■ Information supplied
++++++++++++++++++++
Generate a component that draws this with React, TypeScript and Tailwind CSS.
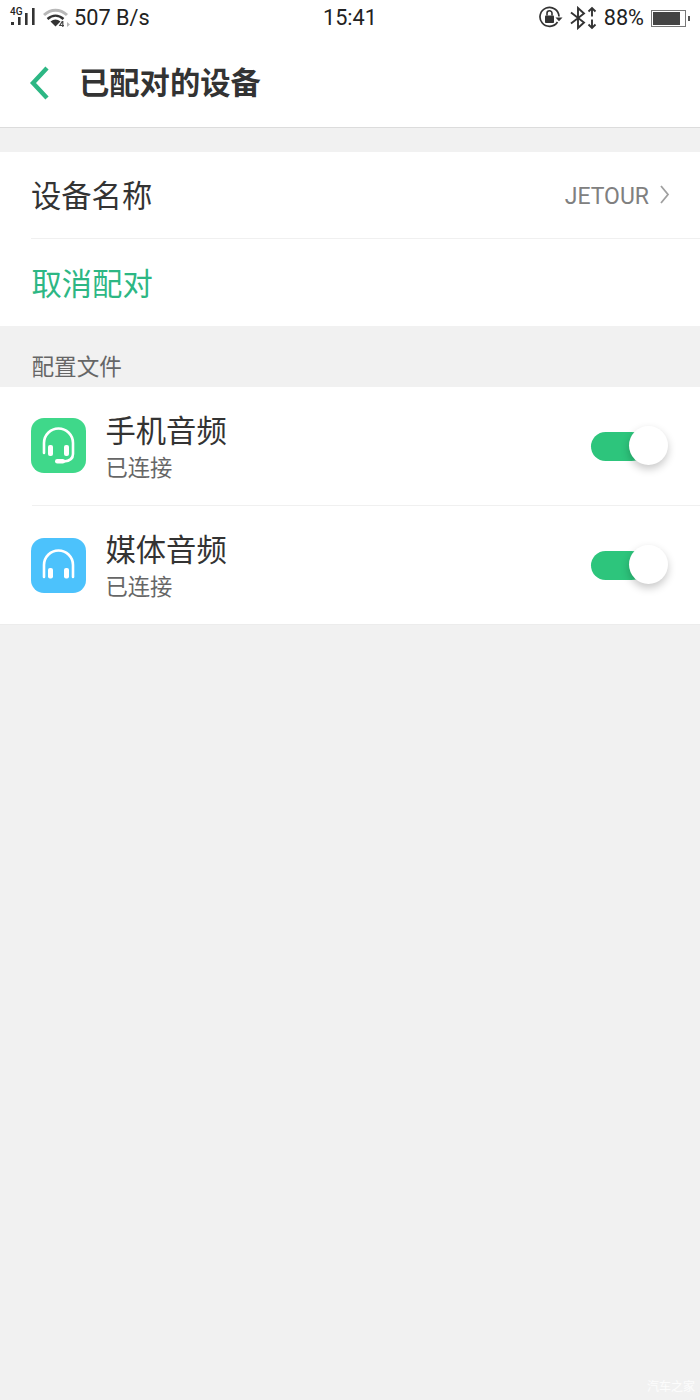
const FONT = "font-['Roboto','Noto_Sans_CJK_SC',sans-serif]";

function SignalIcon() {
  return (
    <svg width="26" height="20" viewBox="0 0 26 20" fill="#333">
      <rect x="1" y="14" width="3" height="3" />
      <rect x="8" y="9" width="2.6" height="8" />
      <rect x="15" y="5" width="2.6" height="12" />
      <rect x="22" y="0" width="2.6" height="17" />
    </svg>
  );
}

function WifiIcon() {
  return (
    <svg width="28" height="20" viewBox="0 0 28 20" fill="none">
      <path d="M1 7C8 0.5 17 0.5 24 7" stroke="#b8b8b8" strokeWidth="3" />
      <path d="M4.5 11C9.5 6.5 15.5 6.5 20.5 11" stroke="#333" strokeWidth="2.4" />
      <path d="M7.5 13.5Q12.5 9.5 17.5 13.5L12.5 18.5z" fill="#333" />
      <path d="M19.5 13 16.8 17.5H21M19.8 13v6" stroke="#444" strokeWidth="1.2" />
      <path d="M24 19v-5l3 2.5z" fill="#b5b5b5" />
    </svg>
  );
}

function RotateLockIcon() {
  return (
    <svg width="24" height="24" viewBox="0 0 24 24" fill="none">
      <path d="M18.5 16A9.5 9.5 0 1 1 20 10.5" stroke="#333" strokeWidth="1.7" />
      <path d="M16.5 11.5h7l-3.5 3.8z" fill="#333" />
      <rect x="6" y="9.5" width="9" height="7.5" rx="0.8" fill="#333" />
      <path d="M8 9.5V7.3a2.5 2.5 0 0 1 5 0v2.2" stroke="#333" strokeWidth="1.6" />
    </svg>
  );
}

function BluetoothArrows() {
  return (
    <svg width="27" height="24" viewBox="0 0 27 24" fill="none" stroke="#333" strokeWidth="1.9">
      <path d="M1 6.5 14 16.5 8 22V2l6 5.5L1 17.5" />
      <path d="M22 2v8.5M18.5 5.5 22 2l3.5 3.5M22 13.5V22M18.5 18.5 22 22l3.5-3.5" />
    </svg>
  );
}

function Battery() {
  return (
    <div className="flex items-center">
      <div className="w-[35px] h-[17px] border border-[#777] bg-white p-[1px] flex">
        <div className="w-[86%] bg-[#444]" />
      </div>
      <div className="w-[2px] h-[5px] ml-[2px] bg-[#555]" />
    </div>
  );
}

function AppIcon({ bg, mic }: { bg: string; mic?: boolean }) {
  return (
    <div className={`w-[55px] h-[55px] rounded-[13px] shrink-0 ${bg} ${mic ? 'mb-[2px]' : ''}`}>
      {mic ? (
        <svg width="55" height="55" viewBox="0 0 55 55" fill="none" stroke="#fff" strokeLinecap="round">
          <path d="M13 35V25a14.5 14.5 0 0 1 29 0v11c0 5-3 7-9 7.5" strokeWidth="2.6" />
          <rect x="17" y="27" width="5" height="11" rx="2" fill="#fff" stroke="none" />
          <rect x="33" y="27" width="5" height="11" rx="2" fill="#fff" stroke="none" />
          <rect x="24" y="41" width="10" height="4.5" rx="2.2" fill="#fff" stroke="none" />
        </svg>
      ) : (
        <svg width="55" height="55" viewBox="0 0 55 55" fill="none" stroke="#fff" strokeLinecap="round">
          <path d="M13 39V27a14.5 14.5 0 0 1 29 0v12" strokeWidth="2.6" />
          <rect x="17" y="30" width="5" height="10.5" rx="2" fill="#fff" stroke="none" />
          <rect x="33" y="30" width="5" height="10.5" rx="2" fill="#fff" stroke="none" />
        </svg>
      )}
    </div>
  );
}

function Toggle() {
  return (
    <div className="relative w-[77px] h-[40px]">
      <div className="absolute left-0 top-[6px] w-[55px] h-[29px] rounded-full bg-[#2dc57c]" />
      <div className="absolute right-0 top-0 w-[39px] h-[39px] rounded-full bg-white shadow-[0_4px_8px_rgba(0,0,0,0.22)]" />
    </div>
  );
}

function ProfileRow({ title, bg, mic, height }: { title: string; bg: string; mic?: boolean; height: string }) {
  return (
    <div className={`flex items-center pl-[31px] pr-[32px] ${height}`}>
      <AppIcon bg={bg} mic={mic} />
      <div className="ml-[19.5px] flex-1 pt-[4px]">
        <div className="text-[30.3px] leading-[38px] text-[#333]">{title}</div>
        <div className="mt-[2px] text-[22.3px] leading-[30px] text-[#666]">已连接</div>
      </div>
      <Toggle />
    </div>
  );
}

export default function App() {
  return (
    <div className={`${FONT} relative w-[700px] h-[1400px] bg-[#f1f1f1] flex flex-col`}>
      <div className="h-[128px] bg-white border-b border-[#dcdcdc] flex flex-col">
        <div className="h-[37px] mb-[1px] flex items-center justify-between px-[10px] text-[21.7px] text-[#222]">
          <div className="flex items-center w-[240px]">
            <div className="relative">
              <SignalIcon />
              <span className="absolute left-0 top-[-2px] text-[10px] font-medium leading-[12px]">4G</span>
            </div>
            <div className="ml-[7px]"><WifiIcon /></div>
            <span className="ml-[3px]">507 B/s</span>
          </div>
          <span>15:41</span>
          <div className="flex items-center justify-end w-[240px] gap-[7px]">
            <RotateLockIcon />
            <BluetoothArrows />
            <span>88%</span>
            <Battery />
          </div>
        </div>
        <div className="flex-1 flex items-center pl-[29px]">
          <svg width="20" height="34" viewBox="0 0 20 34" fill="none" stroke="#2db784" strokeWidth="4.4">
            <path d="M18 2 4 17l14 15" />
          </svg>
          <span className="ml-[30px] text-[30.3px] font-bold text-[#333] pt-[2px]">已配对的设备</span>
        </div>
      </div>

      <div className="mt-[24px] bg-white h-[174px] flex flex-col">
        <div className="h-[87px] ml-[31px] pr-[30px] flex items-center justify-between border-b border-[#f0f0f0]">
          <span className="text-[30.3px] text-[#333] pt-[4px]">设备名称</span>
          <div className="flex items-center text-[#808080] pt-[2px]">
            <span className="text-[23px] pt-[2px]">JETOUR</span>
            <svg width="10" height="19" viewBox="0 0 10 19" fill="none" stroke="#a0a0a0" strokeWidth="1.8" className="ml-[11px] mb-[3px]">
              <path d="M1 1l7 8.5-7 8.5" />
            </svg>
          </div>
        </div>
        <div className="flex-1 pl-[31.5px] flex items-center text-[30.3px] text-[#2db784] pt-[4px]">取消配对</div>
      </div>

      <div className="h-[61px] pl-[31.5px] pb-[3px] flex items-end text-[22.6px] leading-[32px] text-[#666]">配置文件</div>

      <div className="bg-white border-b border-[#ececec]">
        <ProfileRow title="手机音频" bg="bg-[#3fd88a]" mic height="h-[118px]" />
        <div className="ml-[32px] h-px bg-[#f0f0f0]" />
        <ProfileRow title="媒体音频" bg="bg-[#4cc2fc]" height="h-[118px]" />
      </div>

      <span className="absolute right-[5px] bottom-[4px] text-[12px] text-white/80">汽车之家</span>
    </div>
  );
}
++++++++++++++++++++
■ Set exercise
Transcribe the material as is, with images omitted.

■ Correct answer
Generate a component that draws this with React, TypeScript and Tailwind CSS.
const FONT = "font-['Roboto','Noto_Sans_CJK_SC',sans-serif]";

function SignalIcon() {
  return (
    <svg width="26" height="20" viewBox="0 0 26 20" fill="#333">
      <rect x="1" y="14" width="3" height="3" />
      <rect x="8" y="9" width="2.6" height="8" />
      <rect x="15" y="5" width="2.6" height="12" />
      <rect x="22" y="0" width="2.6" height="17" />
    </svg>
  );
}

function WifiIcon() {
  return (
    <svg width="28" height="20" viewBox="0 0 28 20" fill="none">
      <path d="M1 7C8 0.5 17 0.5 24 7" stroke="#b8b8b8" strokeWidth="3" />
      <path d="M4.5 11C9.5 6.5 15.5 6.5 20.5 11" stroke="#333" strokeWidth="2.4" />
      <path d="M7.5 13.5Q12.5 9.5 17.5 13.5L12.5 18.5z" fill="#333" />
      <path d="M19.5 13 16.8 17.5H21M19.8 13v6" stroke="#444" strokeWidth="1.2" />
      <path d="M24 19v-5l3 2.5z" fill="#b5b5b5" />
    </svg>
  );
}

function RotateLockIcon() {
  return (
    <svg width="24" height="24" viewBox="0 0 24 24" fill="none">
      <path d="M18.5 16A9.5 9.5 0 1 1 20 10.5" stroke="#333" strokeWidth="1.7" />
      <path d="M16.5 11.5h7l-3.5 3.8z" fill="#333" />
      <rect x="6" y="9.5" width="9" height="7.5" rx="0.8" fill="#333" />
      <path d="M8 9.5V7.3a2.5 2.5 0 0 1 5 0v2.2" stroke="#333" strokeWidth="1.6" />
    </svg>
  );
}

function BluetoothArrows() {
  return (
    <svg width="27" height="24" viewBox="0 0 27 24" fill="none" stroke="#333" strokeWidth="1.9">
      <path d="M1 6.5 14 16.5 8 22V2l6 5.5L1 17.5" />
      <path d="M22 2v8.5M18.5 5.5 22 2l3.5 3.5M22 13.5V22M18.5 18.5 22 22l3.5-3.5" />
    </svg>
  );
}

function Battery() {
  return (
    <div className="flex items-center">
      <div className="w-[35px] h-[17px] border border-[#777] bg-white p-[1px] flex">
        <div className="w-[86%] bg-[#444]" />
      </div>
      <div className="w-[2px] h-[5px] ml-[2px] bg-[#555]" />
    </div>
  );
}

function AppIcon({ bg, mic }: { bg: string; mic?: boolean }) {
  return (
    <div className={`w-[55px] h-[55px] rounded-[13px] shrink-0 ${bg} ${mic ? 'mb-[2px]' : ''}`}>
      {mic ? (
        <svg width="55" height="55" viewBox="0 0 55 55" fill="none" stroke="#fff" strokeLinecap="round">
          <path d="M13 35V25a14.5 14.5 0 0 1 29 0v11c0 5-3 7-9 7.5" strokeWidth="2.6" />
          <rect x="17" y="27" width="5" height="11" rx="2" fill="#fff" stroke="none" />
          <rect x="33" y="27" width="5" height="11" rx="2" fill="#fff" stroke="none" />
          <rect x="24" y="41" width="10" height="4.5" rx="2.2" fill="#fff" stroke="none" />
        </svg>
      ) : (
        <svg width="55" height="55" viewBox="0 0 55 55" fill="none" stroke="#fff" strokeLinecap="round">
          <path d="M13 39V27a14.5 14.5 0 0 1 29 0v12" strokeWidth="2.6" />
          <rect x="17" y="30" width="5" height="10.5" rx="2" fill="#fff" stroke="none" />
          <rect x="33" y="30" width="5" height="10.5" rx="2" fill="#fff" stroke="none" />
        </svg>
      )}
    </div>
  );
}

function Toggle() {
  return (
    <div className="relative w-[77px] h-[40px]">
      <div className="absolute left-0 top-[6px] w-[55px] h-[29px] rounded-full bg-[#2dc57c]" />
      <div className="absolute right-0 top-0 w-[39px] h-[39px] rounded-full bg-white shadow-[0_4px_8px_rgba(0,0,0,0.22)]" />
    </div>
  );
}

function ProfileRow({ title, bg, mic, height }: { title: string; bg: string; mic?: boolean; height: string }) {
  return (
    <div className={`flex items-center pl-[31px] pr-[32px] ${height}`}>
      <AppIcon bg={bg} mic={mic} />
      <div className="ml-[19.5px] flex-1 pt-[4px]">
        <div className="text-[30.3px] leading-[38px] text-[#333]">{title}</div>
        <div className="mt-[2px] text-[22.3px] leading-[30px] text-[#666]">已连接</div>
      </div>
      <Toggle />
    </div>
  );
}

export default function App() {
  return (
    <div className={`${FONT} relative w-[700px] h-[1400px] bg-[#f1f1f1] flex flex-col`}>
      <div className="h-[128px] bg-white border-b border-[#dcdcdc] flex flex-col">
        <div className="h-[37px] mb-[1px] flex items-center justify-between px-[10px] text-[21.7px] text-[#222]">
          <div className="flex items-center w-[240px]">
            <div className="relative">
              <SignalIcon />
              <span className="absolute left-0 top-[-2px] text-[10px] font-medium leading-[12px]">4G</span>
            </div>
            <div className="ml-[7px]"><WifiIcon /></div>
            <span className="ml-[3px]">507 B/s</span>
          </div>
          <span>15:41</span>
          <div className="flex items-center justify-end w-[240px] gap-[7px]">
            <RotateLockIcon />
            <BluetoothArrows />
            <span>88%</span>
            <Battery />
          </div>
        </div>
        <div className="flex-1 flex items-center pl-[29px]">
          <svg width="20" height="34" viewBox="0 0 20 34" fill="none" stroke="#2db784" strokeWidth="4.4">
            <path d="M18 2 4 17l14 15" />
          </svg>
          <span className="ml-[30px] text-[30.3px] font-bold text-[#333] pt-[2px]">已配对的设备</span>
        </div>
      </div>

      <div className="mt-[24px] bg-white h-[174px] flex flex-col">
        <div className="h-[87px] ml-[31px] pr-[30px] flex items-center justify-between border-b border-[#f0f0f0]">
          <span className="text-[30.3px] text-[#333] pt-[4px]">设备名称</span>
          <div className="flex items-center text-[#808080] pt-[2px]">
            <span className="text-[23px] pt-[2px]">JETOUR</span>
            <svg width="10" height="19" viewBox="0 0 10 19" fill="none" stroke="#a0a0a0" strokeWidth="1.8" className="ml-[11px] mb-[3px]">
              <path d="M1 1l7 8.5-7 8.5" />
            </svg>
          </div>
        </div>
        <div className="flex-1 pl-[31.5px] flex items-center text-[30.3px] text-[#2db784] pt-[4px]">取消配对</div>
      </div>

      <div className="h-[61px] pl-[31.5px] pb-[3px] flex items-end text-[22.6px] leading-[32px] text-[#666]">配置文件</div>

      <div className="bg-white border-b border-[#ececec]">
        <ProfileRow title="手机音频" bg="bg-[#3fd88a]" mic height="h-[118px]" />
        <div className="ml-[32px] h-px bg-[#f0f0f0]" />
        <ProfileRow title="媒体音频" bg="bg-[#4cc2fc]" height="h-[118px]" />
      </div>

      <span className="absolute right-[5px] bottom-[4px] text-[12px] text-white/80">汽车之家</span>
    </div>
  );
}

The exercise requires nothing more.